ましてやくクダリは彼女が死んでしまった事も知らない。
その事実を知るのは向こうの両親、母親、
そして自分だけ
「ああ、今日は何と素晴らしい日なのでしょうか」
家には今、自分と母親しかいない。
電話を取らなければと、部屋から廊下に出れば既に母親が電話を取っていた。
自分の今の行動が無駄足だったと分かり、部屋へ戻ろうとした
「今、何と言いました?」
普段の母親からは想像のつかない荒い口調に自分は思わず足を止めてしまう。
喧嘩腰に電話の向こうの相手と話す母親。
向こうの相手も母親に負けて劣らず、電話から漏れて此方に迄聴こえる程大きく荒い声で話している。
これは最早会話ではない。
会話が口論、口喧嘩となり、互いを貶める。
受話器を握る母親の手は怒りに震えて、今に廊下の床へと受話器を電話機ごと投げ捨て様としていた。
これはまずいと思わずその場から飛び出す。
「家のクダリが、
御宅の、
サクラちゃんを、
妊娠させた何てそんな事ありえません!!
家の子が御宅の娘さんを妊娠させたという証拠がありまして?無いですわよね。
ましてやその妊娠した娘さんが一人で出産してその後死んだから責任をとれなんてそんなおかしな話に此方が素直にはいとでも言うと思いますか?!
こんな質の悪い悪戯、他所でして頂戴」
ガチャンと切られる電話。
電話を切り、一息ついた母親はそこで自分の後ろにいたノボリに気が付く。
自身の後ろにいたノボリに対し、まずいという顔をした母親。
だが、今のノボリは母親が自分を見てどういう表情をしているか何てどうでも良かった。
頭を占めるのは大好きな幼馴染みが死んだという事。
そして、彼女が片割れとの間に子供を設けていた事。
どれもこれも初耳で後ろから不意に頭を殴られたかの様な衝撃だった。
此処まで動きを止めていた母親がノボリに縋りつく。
さっきの電話は只の悪戯。
質の悪い悪戯なの。
とまるでノボリだけでなく自分自身にも言い聞かせるよう彼女は何度も続けた。
あの子は何もしていない。
何もしていないんだと言い続ける彼女は床へと膝を付き、嗚咽を漏らす。
何もしていないのなら何故、母親は自分に身体を預け涙を零すのか?
それは彼女の様子が物語っている。
母親は薄々気が付いていたのかも知れない。
もしかしたら自分の息子と彼女が微笑ましい関係から男女の関係に迄進展している事を
だからこそ彼女は電話に対し、らしくない厳しい言葉を吐いた。
家を、家族を、息子を守る為事実を否定した。
上手くいけば母親だけの秘密で事は済んでいたのかも知れないがそうそう上手くいかない。
話をノボリに聞かれてしまったのだ。
「ノボリ、お願い。
あの子には言わないで頂戴
こんな事、あの子が知ったら」
最早、彼女は否定どころか自分から事実の肯定をしていた。
事実を認めた上で彼女はノボリに縋りつく。
半年前、長年付き合いのあった幼馴染一家が引っ越した。
挨拶も引っ越し先を知らす事もなく、突然の事。
近所の人達は突然の事に何事かと驚いたが動揺迄はなかった。
寧ろ、やっぱりね。
引っ越す迄に予兆の様なものが幾つか見られたのだ。
帰宅が遅く帰らない日も増えた主人に、以前の穏やかな人格が嘘のように短気となった夫人。

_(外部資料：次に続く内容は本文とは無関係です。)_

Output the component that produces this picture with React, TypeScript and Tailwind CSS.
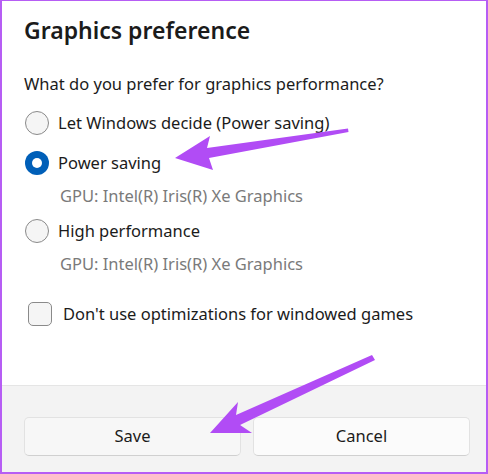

そして引っ越す半年以前より姿を見せなくなった一人娘。
大人達が見た一家の事情を子供のノボリとクダリは知らない。
だから何度も彼女を心配し、彼女の家を訪ねた。
しかし、訪ねても彼女は不在で門前払い。
今迄、毎日の様に顔を合わせていた彼女が姿を見せないのは心配であったがそれより心配されたのがクダリだった。
彼女と会わない日が増える毎に彼の表情が、笑顔が失われていく。
次第に彼は笑顔どころか食欲を失い、不眠症へと陥った。
毎晩、毎晩、まるで赤ん坊の様に泣き出しノボリに縋った。
どうしてサクラちゃんは僕と会ってくれないの?
どうして?どうして?
何時迄も続く問答。
そんなの私だって知りたい。
毎晩の様に縋りつく弟にノボリの睡眠迄も邪魔され、彼共々に限界だった。
結局、彼女は自分達に何も告げぬまま何処か知らぬ土地に引っ越してしまう。
その後クダリはすぐに壊れた。
壊れかけていたのが完全に壊れてしまったのだ。
母親は人目を気にしながら泣き続ける弟を連れて病院へと通い詰める。
毎日毎日、せっせと通院してカウンセリングを受ける内にクダリが元に戻ってきていた。
そんな矢先の電話だった。
「ノボリ、お願いよ。
あの子には言わないで
こんな事、あの子が知ったら今度こそあの子は」
母親が言いたい事は言わなくてもノボリは分かっていた。
自分達に黙って彼女が引っ越しただけで壊れたクダリが彼女の死を知ったら今度こそ彼は、クダリは修復不可能な迄に壊れてしまうだろう。
「分かっております。
クダリの為、私この事は墓の中迄持っていく所存でございます」
そう言えば、母親は涙を零し俯いて何度もノボリに向かって「ごめんなさい」と「ありがとう」を言った。
嘘、
嘘、ウソ、うそ、
本当に私は嘘つきです。
母親を寝室迄送ったノボリは部屋を出てすぐに口元をおさえる。
何時もは下がっている口角が上がっているのを感じ、今の自分はクダリによく似ているのだろうと皮肉を零す。
だが、笑みは絶えない。
笑みは歓喜の証。
ノボリの足取りは軽く、弾んでいた。
嬉しい、嬉しい
ノボリは彼女が好きだった。
クダリの様に壊れる程ではない。
だが、彼女の事が好きだった。
見ているだけで良い、
彼女の笑顔が見れればそれで、
それで、
良かった筈なのに
『僕達、大きくなったら結婚する!』
互いの手を握りあう二人。
冗談ではない将来の約束を二人から聴かされてノボリの目の前は真っ暗になりそうになった。
幸せそうに笑い二人を前にノボリは自分の空いた手を強く握りしめる。
二人が将来について本気なのは知っていた。
それどころか大人の目を盗んでキスをして、そういう関係にある事も知っていた。
だが、ノボリはその事を大人に話そうとはしなかった。
彼は気を熟すのを待っていたのだ。
世間体を気にする大人達、
世間体など考えもしない子供
互いの関係が熟し熟して、ぶつかり腐り落ちるのを待っていた。
彼女は死んでしまったけれど、
これでもう彼女はクダリと会う事はないしクダリも彼女に会う事は出来ない。
ましてやくクダリは彼女が死んでしまった事も知らない。